There were a few things that we found challenging when working with the Hydrophobias. First, as the name suggests, they really are made for 70-200mm lenses, and they’re best used with these larger lenses. We tried using the Hyrdrophobia with smaller lenses, and it can be done, particularly if the smaller lens has a decent-sized lens hood. The material covering the lens bunches up somewhat around shorter lenses, however — it was a bit tricky to access the focus and zoom rings of my 24-105mm f/4L lens with the Hydrophobia on. But it can be done, and having the option of using these smaller lenses definitely came in handy. Second, the Hydrophobia is at its best when you’re using the camera’s optical viewfinder. When shooting video (or stills with Live View enabled), the neoprene eyepiece collar and surrounding Velcro obscure the top edge of the LCD screen, so you won’t see 100% of the frame. That being said, we shot plenty of video with the Hydrophobia covers on, and we quickly learned to adapt. The clear plastic that covers the camera back can also get fogged up in very humid conditions, or with rapid temperature changes, but I was stupid and didn’t apply the (included) anti-fog coating to the plastic before the trip. I’m sure this would have solved the problem. Third, as someone with big hands, I found that there wasn’t quite enough room for me to reach in through the lower/left hole and adjust the zoom of the lens when the camera was attached to a tripod head like the Really Right Stuff BH-55 ballhead or Manfrotto 501 fluid head (a smaller tripod head, or smaller hands, would have been fine). Finally, if you’re not planning on using a flash very often, you’re probably better off with the non-flash version of the cover. The transparent flash “bubble” is a great feature, but stowing it away securely when you’re not using a flash isn’t trivial.

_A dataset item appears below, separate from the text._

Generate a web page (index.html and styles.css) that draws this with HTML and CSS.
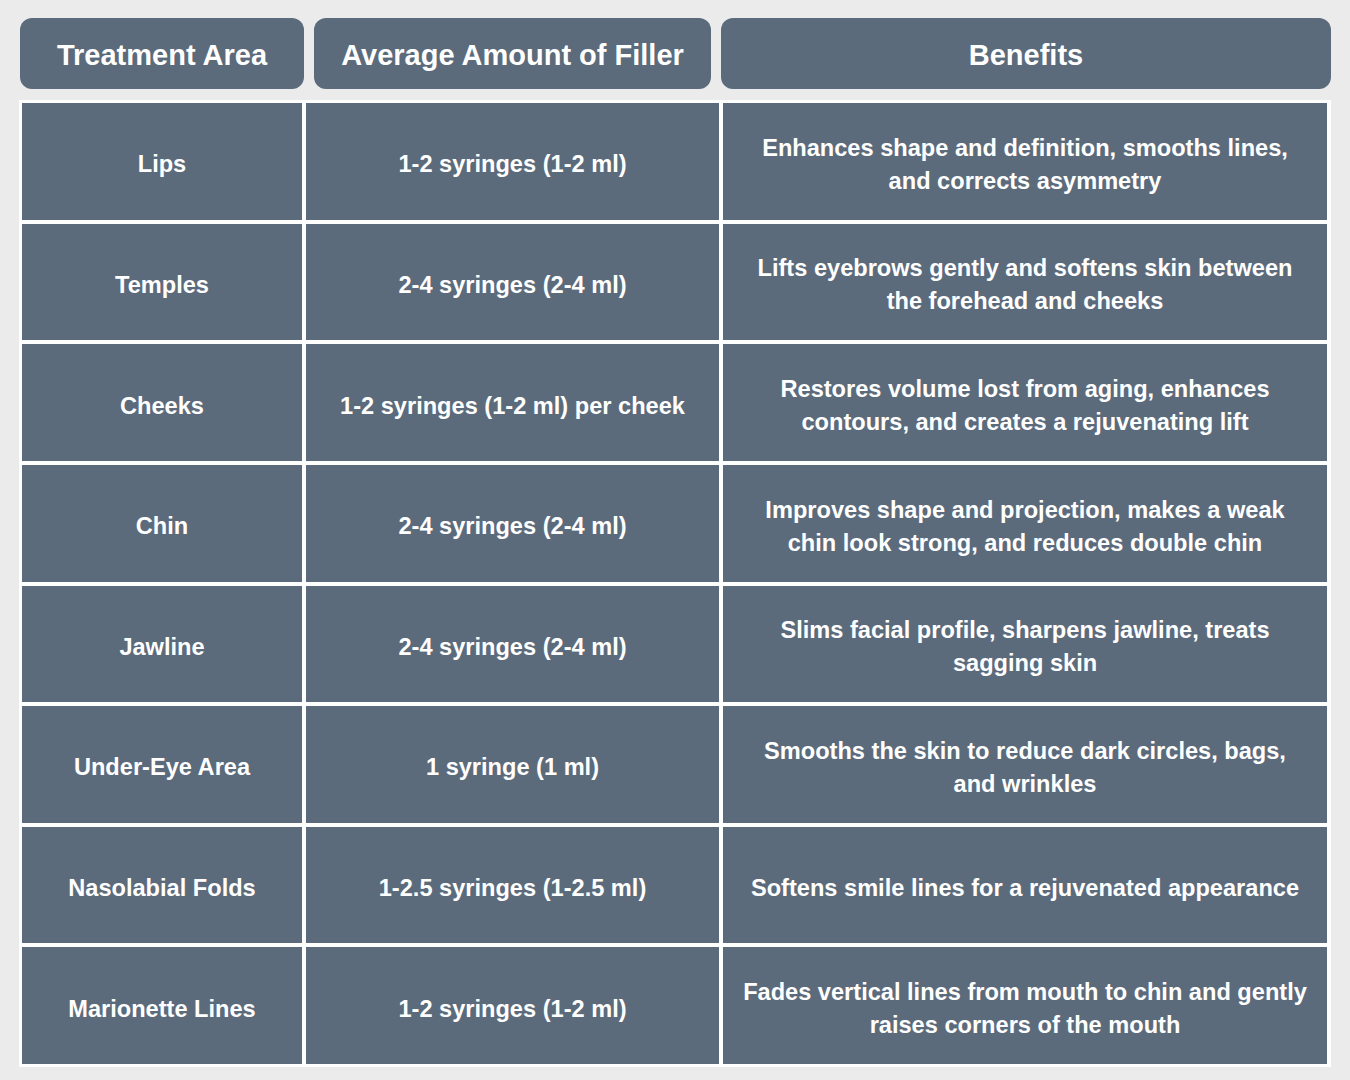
FILE: index.html
```html
<!DOCTYPE html>
<html>
<head>
<meta charset="utf-8">
<link rel="stylesheet" href="styles.css">
</head>
<body>
<div class="page">
  <div class="heads">
    <div class="head h1">Treatment Area</div>
    <div class="head h2">Average Amount of Filler</div>
    <div class="head h3">Benefits</div>
  </div>
  <div class="table">
    <div class="cell">Lips</div>
    <div class="cell">1-2 syringes (1-2 ml)</div>
    <div class="cell">Enhances shape and definition, smooths lines, and corrects asymmetry</div>

    <div class="cell">Temples</div>
    <div class="cell">2-4 syringes (2-4 ml)</div>
    <div class="cell">Lifts eyebrows gently and softens skin between the forehead and cheeks</div>

    <div class="cell">Cheeks</div>
    <div class="cell">1-2 syringes (1-2 ml) per cheek</div>
    <div class="cell">Restores volume lost from aging, enhances contours, and creates a rejuvenating lift</div>

    <div class="cell">Chin</div>
    <div class="cell">2-4 syringes (2-4 ml)</div>
    <div class="cell">Improves shape and projection, makes a weak chin look strong, and reduces double chin</div>

    <div class="cell">Jawline</div>
    <div class="cell">2-4 syringes (2-4 ml)</div>
    <div class="cell">Slims facial profile, sharpens jawline, treats sagging skin</div>

    <div class="cell">Under-Eye Area</div>
    <div class="cell">1 syringe (1 ml)</div>
    <div class="cell">Smooths the skin to reduce dark circles, bags, and wrinkles</div>

    <div class="cell">Nasolabial Folds</div>
    <div class="cell">1-2.5 syringes (1-2.5 ml)</div>
    <div class="cell">Softens smile lines for a rejuvenated appearance</div>

    <div class="cell">Marionette Lines</div>
    <div class="cell">1-2 syringes (1-2 ml)</div>
    <div class="cell">Fades vertical lines from mouth to chin and gently raises corners of the mouth</div>
  </div>
</div>
</body>
</html>
```

FILE: styles.css
```css
* { box-sizing: border-box; }
html, body {
  margin: 0;
  padding: 0;
  background: #ebebeb;
  font-family: "Liberation Sans", Arial, sans-serif;
  color: #ffffff;
}
.page {
  width: 1350px;
  height: 1080px;
  padding: 18px 19px 0 19px;
}
.heads {
  display: flex;
  gap: 10px;
  padding-left: 1px;
  height: 71px;
}
.head {
  background: #5b6b7c;
  border-radius: 12px;
  display: flex;
  align-items: center;
  justify-content: center;
  font-weight: 700;
  font-size: 29px;
  padding-top: 4px;
}
.h1 { width: 284px; }
.h2 { width: 397px; }
.h3 { width: 610px; }
.table {
  margin-top: 11px;
  width: 1312px;
  height: 967px;
  background: #ffffff;
  padding: 3px 4px 3px 3px;
  display: grid;
  grid-template-columns: 280px 413px 604px;
  grid-template-rows: repeat(8, 1fr);
  column-gap: 4px;
  row-gap: 4px;
}
.cell {
  background: #5b6b7c;
  display: flex;
  align-items: center;
  justify-content: center;
  text-align: center;
  font-weight: 700;
  font-size: 23.6px;
  line-height: 33px;
  padding: 7px 20px 0;
}
```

Conclusion: This is definitely a product we’ll be taking with us on our next trip to the Solomon Islands in June (with any luck, we can also try the Hydrophobia® 300-600 model to cover our supertelephoto needs when we’re shooting wildlife in the rain!). It’s a much more ergonomic and mobile solution for shooting in the rain than using an umbrella or rain jacket to cover your camera, both favorite strategies of ours in the past! We would recommend a Hydrophobia rain cover to anyone whose photographic work can’t wait for fair weather.